Children under 15 often comprise around half of the population of Ebola-affected communities in Africa. Children can be used as a vehicle for implementing positive interventions. They areless likely than adults to use sorcery as an explanation for illness. Health educators should therefore encourage children to discuss these ideas with their family and use children as a means to inform older generations.
- Health workers should also build upon the perception that children are at greater risk to epidemic disease than adults to help protect children.
- Caution should be used in some contexts in directly involving traditional healers with prevention efforts, as they can continue to promote sorcery explanations and unwanted solutions.
Health educators should explain the importance of refraining from traditional burial and funeral practices, transportation of sick family members, and consumption of game animals during the outbreak. They should also target traditional healers, provide them with protective equipment and encourage them to refer cases.
- Burial and funeral practices – a proper burial is an important element of African life and health workers should show support to families e.g. by attendance at funerals. Members of the family should always be allowed to see the deceased before burial. Ideally, burials should be carried out by trained teams who could include a family member of the deceased; when this is not possible, families should be provided with bleach, gloves, and other protective equipment. Protective measures can also be integrated with other funeral practices e.g. use of bleach in the communal washing of hands.
- Transportation of sick family members – trained health teams should use vehicles to transport sick people to a clinic/hospital for care. This will help prevent infection of the people who take individuals for care by bicycle.

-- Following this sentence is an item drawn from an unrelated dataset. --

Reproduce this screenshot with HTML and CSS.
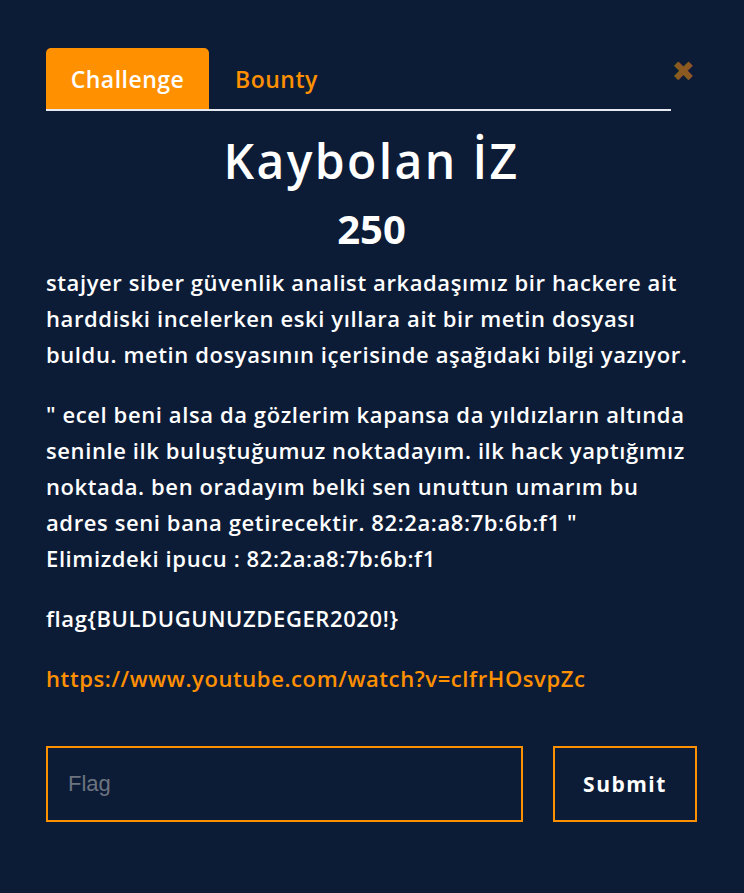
FILE: index.html
```html
<!DOCTYPE html>
<html lang="tr">
<head>
<meta charset="utf-8">
<link rel="stylesheet" href="styles.css">
</head>
<body>
<div class="modal">
  <div class="tabs-row">
    <div class="tabs">
      <div class="tab active">Challenge</div>
      <div class="tab">Bounty</div>
    </div>
    <div class="close">&#10006;</div>
  </div>
  <h1 class="title">Kaybolan İZ</h1>
  <div class="points">250</div>
  <div class="desc">
    <p>stajyer siber güvenlik analist arkadaşımız bir hackere ait<br>harddiski incelerken eski yıllara ait bir metin dosyası<br>buldu. metin dosyasının içerisinde aşağıdaki bilgi yazıyor.</p>
    <p>" ecel beni alsa da gözlerim kapansa da yıldızların altında<br>seninle ilk buluştuğumuz noktadayım. ilk hack yaptığımız<br>noktada. ben oradayım belki sen unuttun umarım bu<br>adres seni bana getirecektir. 82:2a:a8:7b:6b:f1 "<br>Elimizdeki ipucu : 82:2a:a8:7b:6b:f1</p>
    <p>flag{BULDUGUNUZDEGER2020!}</p>
    <p><a class="link" href="#">https://www.youtube.com/watch?v=clfrHOsvpZc</a></p>
  </div>
  <form class="submit-row">
    <input class="flag-input" type="text" placeholder="Flag">
    <button class="submit" type="button">Submit</button>
  </form>
</div>
</body>
</html>
```

FILE: styles.css
```css
html, body {
  margin: 0;
  padding: 0;
  background: #0c1c37;
}
body {
  font-family: "Open Sans", Lato, sans-serif;
  color: #ffffff;
}
.modal {
  width: 651px;
  margin-left: 46px;
  padding-top: 48px;
}
.tabs-row {
  display: flex;
  align-items: flex-start;
}
.tabs {
  display: flex;
  width: 625px;
  border-bottom: 2px solid #e6e9ef;
  height: 61px;
}
.tab {
  font-size: 23px;
  font-weight: 600;
  letter-spacing: 0.5px;
  color: #ff9000;
  padding: 0 26px;
  display: flex;
  align-items: center;
  height: 61px;
}
.tab.active {
  background: #ff9100;
  color: #ffffff;
  border-radius: 5px 5px 0 0;
  width: 163px;
  box-sizing: border-box;
  justify-content: center;
  padding: 0;
}
.close {
  margin-left: auto;
  margin-top: 10px;
  margin-right: 2px;
  color: #8a5a20;
  font-family: "DejaVu Sans", sans-serif;
  font-size: 28px;
  line-height: 28px;
}
.title {
  margin: 22px 0 0;
  text-align: center;
  font-size: 48px;
  font-weight: 600;
  letter-spacing: 2.4px;
  line-height: 56px;
}
.points {
  text-align: center;
  font-size: 40px;
  font-weight: 700;
  line-height: 48px;
  margin-top: 16px;
}
.desc {
  font-size: 22px;
  font-weight: 600;
  line-height: 36px;
  margin-top: 11px;
  letter-spacing: 0.6px;
  white-space: nowrap;
}
.desc p {
  margin: 0 0 24px;
}
.link {
  color: #ff9000;
  text-decoration: none;
  font-weight: 600;
}
.submit-row {
  display: flex;
  justify-content: space-between;
  margin-top: 50px;
}
.flag-input {
  width: 477px;
  height: 76px;
  box-sizing: border-box;
  background: transparent;
  border: 2px solid #ff9000;
  color: #ffffff;
  font-family: "Liberation Sans", Arial, sans-serif;
  font-size: 22px;
  padding: 0 20px;
  outline: none;
}
.flag-input::placeholder {
  color: #6c7480;
}
.submit {
  width: 144px;
  height: 76px;
  box-sizing: border-box;
  background: transparent;
  border: 2px solid #ff9000;
  color: #ffffff;
  font-family: "Open Sans", sans-serif;
  font-size: 21px;
  font-weight: 700;
  letter-spacing: 1.5px;
}
```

- Consumption of game animals – local people should be encouraged not to touch or consume any dead game animals they find in the forest and should not consume gorilla or chimpanzee meat. It may be unnecessary to ban the consumption of all game meat due to local peoples’ dependency on this for protein and the suspicion that this may cause of public health officials.
Transparency is extremely important to prevent suspicion and distrust of international health workers and can help promote positive, productive relationships between INGOs and communities.
- Transparent approaches can include regular public community meetings, informal interaction with and recognition of the local people, and involving family members in healthcare decisions. Isolation units should be surrounded with a picket fence rather than tarpaulin to make them more visible to family members.
- Transparency and positive relationships will help to encourage acceptance in the community that Ebola exists. Denial of its existence is relatively common and may arise due to distrust of international involvement, beliefs in sorcery, or the anxiety about the social and financial costs of stigmatisation.
Women should be targeted during prevention efforts.
- Ebola infection and outbreaks are strongly gendered. The risk of infection and death is higher among women; in the 2000-2001 Uganda outbreak the proportion of Ebola cases was higher among women than men at all age-groups except 0-9 years.
- This is because women are more likely to care for the sick and to prepare deceased bodies for burial.
- Health educators should ensure that messaging reflects this increased risk and that information reaches women e.g. via women’s group meetings.
Health workers need on-going training and access to resources such as barrier-nursing supplies to help control the outbreak.
- The importance of incorporating these kinds of anthropological research-based recommendations is underlined by the WHO report Communication for behavioural impact. The report emphasises that ‘a one-size-fits-all response’ is not sufficient in responding to outbreaks and that ‘the response must be adjusted to local conditions’ (p.6)
Handout based on the following publication: Hewlett, B. S., & Hewlett, B. L. (2007). Ebola, Culture, and Politics: The Anthropology of an Emerging Disease. Belmont: Thomson.